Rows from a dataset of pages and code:
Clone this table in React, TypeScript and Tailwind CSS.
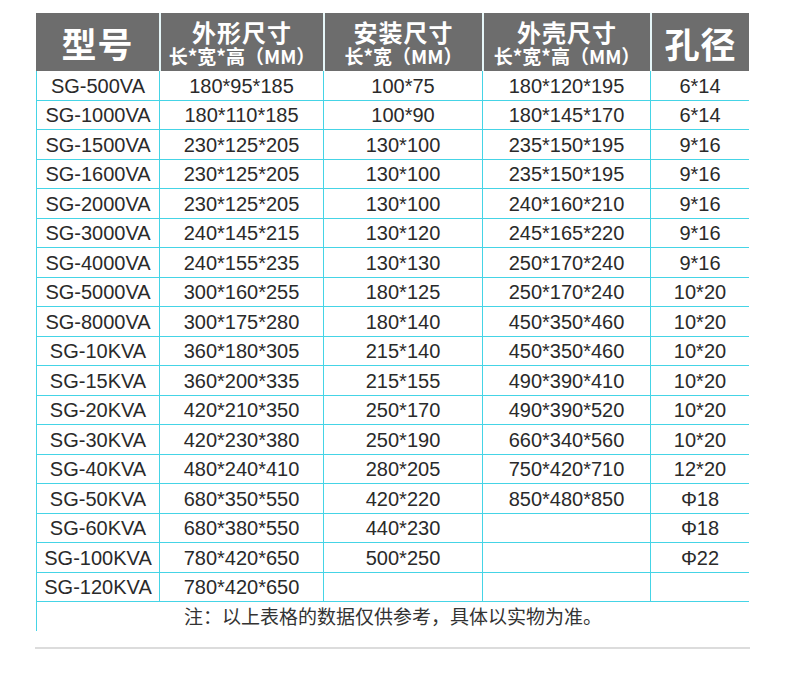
import React from "react";

type Row = [string, string, string, string, string];

const rows: Row[] = [
  ["SG-500VA", "180*95*185", "100*75", "180*120*195", "6*14"],
  ["SG-1000VA", "180*110*185", "100*90", "180*145*170", "6*14"],
  ["SG-1500VA", "230*125*205", "130*100", "235*150*195", "9*16"],
  ["SG-1600VA", "230*125*205", "130*100", "235*150*195", "9*16"],
  ["SG-2000VA", "230*125*205", "130*100", "240*160*210", "9*16"],
  ["SG-3000VA", "240*145*215", "130*120", "245*165*220", "9*16"],
  ["SG-4000VA", "240*155*235", "130*130", "250*170*240", "9*16"],
  ["SG-5000VA", "300*160*255", "180*125", "250*170*240", "10*20"],
  ["SG-8000VA", "300*175*280", "180*140", "450*350*460", "10*20"],
  ["SG-10KVA", "360*180*305", "215*140", "450*350*460", "10*20"],
  ["SG-15KVA", "360*200*335", "215*155", "490*390*410", "10*20"],
  ["SG-20KVA", "420*210*350", "250*170", "490*390*520", "10*20"],
  ["SG-30KVA", "420*230*380", "250*190", "660*340*560", "10*20"],
  ["SG-40KVA", "480*240*410", "280*205", "750*420*710", "12*20"],
  ["SG-50KVA", "680*350*550", "420*220", "850*480*850", "Φ18"],
  ["SG-60KVA", "680*380*550", "440*230", "", "Φ18"],
  ["SG-100KVA", "780*420*650", "500*250", "", "Φ22"],
  ["SG-120KVA", "780*420*650", "", "", ""],
];

const widths = ["w-[123px]", "w-[164px]", "w-[159px]", "w-[168px]", "w-[99px]"];

const cjk = "font-['Noto_Sans_CJK_SC',sans-serif]";

const HeaderCell: React.FC<{
  width: string;
  first?: boolean;
  children: React.ReactNode;
}> = ({ width, first, children }) => (
  <div
    className={`${width} h-full bg-[#6d6d6d] text-white flex flex-col items-center justify-center ${
      first ? "" : "border-l-2 border-[#e6f6f8]"
    }`}
  >
    {children}
  </div>
);

const TwoLine: React.FC<{ top: string; bottom: string }> = ({ top, bottom }) => (
  <>
    <div className="text-[24px] font-bold leading-[27px] tracking-[1px]">{top}</div>
    <div className="text-[19px] font-bold leading-[21px] whitespace-nowrap">{bottom}</div>
  </>
);

export default function App() {
  return (
    <div className="w-[790px] h-[687px] bg-white pt-[13px] pl-[36px]">
      <div className="w-[713px]">
        {/* header */}
        <div className={`flex h-[58px] ${cjk}`}>
          <HeaderCell width={widths[0]} first>
            <div className="text-[35px] font-bold tracking-[1px] leading-none">型号</div>
          </HeaderCell>
          <HeaderCell width={widths[1]}>
            <TwoLine top="外形尺寸" bottom="长*宽*高（MM）" />
          </HeaderCell>
          <HeaderCell width={widths[2]}>
            <TwoLine top="安装尺寸" bottom="长*宽（MM）" />
          </HeaderCell>
          <HeaderCell width={widths[3]}>
            <TwoLine top="外壳尺寸" bottom="长*宽*高（MM）" />
          </HeaderCell>
          <HeaderCell width={widths[4]}>
            <div className="text-[35px] font-bold tracking-[1px] leading-none">孔径</div>
          </HeaderCell>
        </div>

        {/* data rows */}
        <div className="font-['Liberation_Sans',Arial,sans-serif] text-[20px] text-[#2a2a2a]">
          {rows.map((row, r) => (
            <div
              key={row[0]}
              className={`flex border-b border-[#45d4e6] ${r % 2 ? "h-[29px]" : "h-[30px]"}`}
            >
              {row.map((cell, i) => (
                <div
                  key={i}
                  className={`${widths[i]} border-l border-[#45d4e6] flex items-center justify-center`}
                >
                  {cell}
                </div>
              ))}
            </div>
          ))}
        </div>

        {/* note */}
        <div
          className={`h-[29px] border-l border-[#45d4e6] flex items-center justify-center text-[19px] text-[#333] ${cjk}`}
        >
          注：以上表格的数据仅供参考，具体以实物为准。
        </div>
      </div>

      <div className="mt-[16px] -ml-[1px] w-[715px] h-[2px] bg-[#dcdcdc]" />
    </div>
  );
}
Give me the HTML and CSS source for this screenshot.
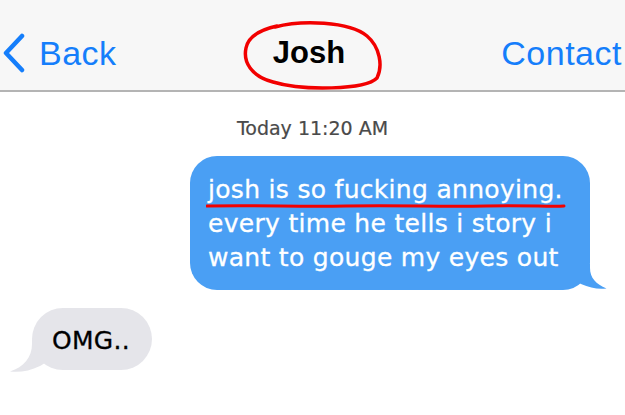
FILE: index.html
```html
<!DOCTYPE html>
<html>
<head>
    <title>Josh</title>
    <link rel="stylesheet" href="styles.css">
</head>
<body>
    <div class="navbar">
        <a class="nav-back">
            <svg class="chevron" width="26" height="40" viewBox="0 0 26 40">
                <path d="M21 3 L5 20 L21 37" fill="none" stroke="#157efb" stroke-width="4.5" stroke-linecap="round" stroke-linejoin="round"/>
            </svg>
            <span>Back</span>
        </a>
        <span class="nav-title">Josh</span>
        <a class="nav-contact">Contact</a>
        <!-- red marker circle drawn over the title -->
        <svg class="scribble-circle" width="146" height="72" viewBox="0 0 146 72">
            <path d="M34 7 C60 0 108 1 126 16 C139 27 142 46 136 58 C124 70 62 71 32 62 C10 56 2 42 5 28 C7 18 18 10 36 6" fill="none" stroke="#f20000" stroke-width="3.5" stroke-linecap="round"/>
        </svg>
    </div>

    <div class="thread">
        <div class="timestamp">Today 11:20 AM</div>

        <div class="row sent-row">
            <div class="bubble sent">
                josh is so fucking annoying.<br>
                every time he tells i story i<br>
                want to gouge my eyes out
                <svg class="tail tail-sent" width="34" height="26" viewBox="0 0 34 26">
                    <path d="M0 0 H17 V4 C17 14 23 20 33.5 24.5 C25 25.5 17 24 8 20 L0 14 Z" fill="#4a9ff4"/>
                </svg>
                <svg class="scribble-line" width="360" height="8" viewBox="0 0 360 8">
                    <path d="M1 4 C60 3 90 5 140 4 C200 3 230 5 280 4 C320 3 345 5 358 4" fill="none" stroke="#f20000" stroke-width="3" stroke-linecap="round"/>
                </svg>
            </div>
        </div>

        <div class="row received-row">
            <div class="bubble received">
                OMG..
                <svg class="tail tail-received" width="40" height="32" viewBox="0 0 40 32">
                    <path d="M40 0 H22 V4 C22 17 14 27 0 31.5 C10 32.5 20 31 30 26 L40 20 Z" fill="#e5e5ea"/>
                </svg>
            </div>
        </div>
    </div>
</body>
</html>
```

FILE: styles.css
```css
body {
    margin: 0;
    width: 625px;
    height: 415px;
    overflow: hidden;
    background: #fff;
    font-family: "DejaVu Sans", Verdana, sans-serif;
}
.navbar {
    position: relative;
    height: 74px;
    padding-top: 16px;
    display: flex;
    align-items: center;
    justify-content: space-between;
    background: #f7f7f7;
    border-bottom: 2px solid #b4b4b4;
    font-family: "Liberation Sans", Arial, sans-serif;
}
.nav-back {
    display: flex;
    align-items: center;
    color: #157efb;
    font-size: 34px;
    letter-spacing: 0.5px;
}
.chevron {
    margin-left: 1px;
    margin-right: 12px;
}
.nav-title {
    font-weight: bold;
    font-size: 31px;
    color: #000;
}
.nav-contact {
    color: #157efb;
    font-size: 34px;
    letter-spacing: 0.5px;
    margin-right: 3px;
}
.scribble-circle {
    position: absolute;
    left: 241px;
    top: 20px;
}
.thread {
    padding-top: 25px;
}
.timestamp {
    text-align: center;
    color: #4a4a4a;
    font-size: 19px;
    -webkit-text-stroke: 0.2px #4a4a4a;
}
.row {
    display: flex;
}
.sent-row {
    justify-content: flex-end;
    margin-top: 17px;
    padding-right: 35px;
}
.received-row {
    margin-top: 18px;
    padding-left: 32px;
}
.bubble {
    position: relative;
    font-size: 25px;
    line-height: 34px;
    letter-spacing: 0.3px;
    -webkit-text-stroke: 0.3px currentColor;
}
.sent {
    width: 382px;
    padding: 17px 0 15px 18px;
    background: #4a9ff4;
    color: #fff;
    border-radius: 27px;
}
.received {
    width: 100px;
    padding: 16px 0 12px 20px;
    background: #e5e5ea;
    color: #000;
    border-radius: 31px;
}
.tail {
    position: absolute;
    bottom: 0;
}
.tail-sent {
    right: -17px;
}
.tail-received {
    left: -22px;
    bottom: -2px;
}
.scribble-line {
    position: absolute;
    left: 16px;
    top: 46px;
}
```
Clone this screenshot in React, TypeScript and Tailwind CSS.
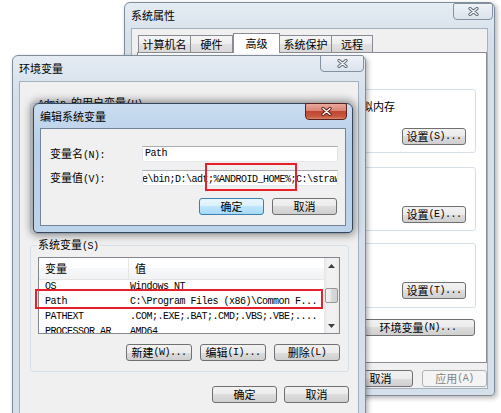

### Description of the task
Every line in the data that holds "Clone" should be copied out.

### Answer for this exercise
Clone this table in React, TypeScript and Tailwind CSS.
Clone this screenshot in React, TypeScript and Tailwind CSS.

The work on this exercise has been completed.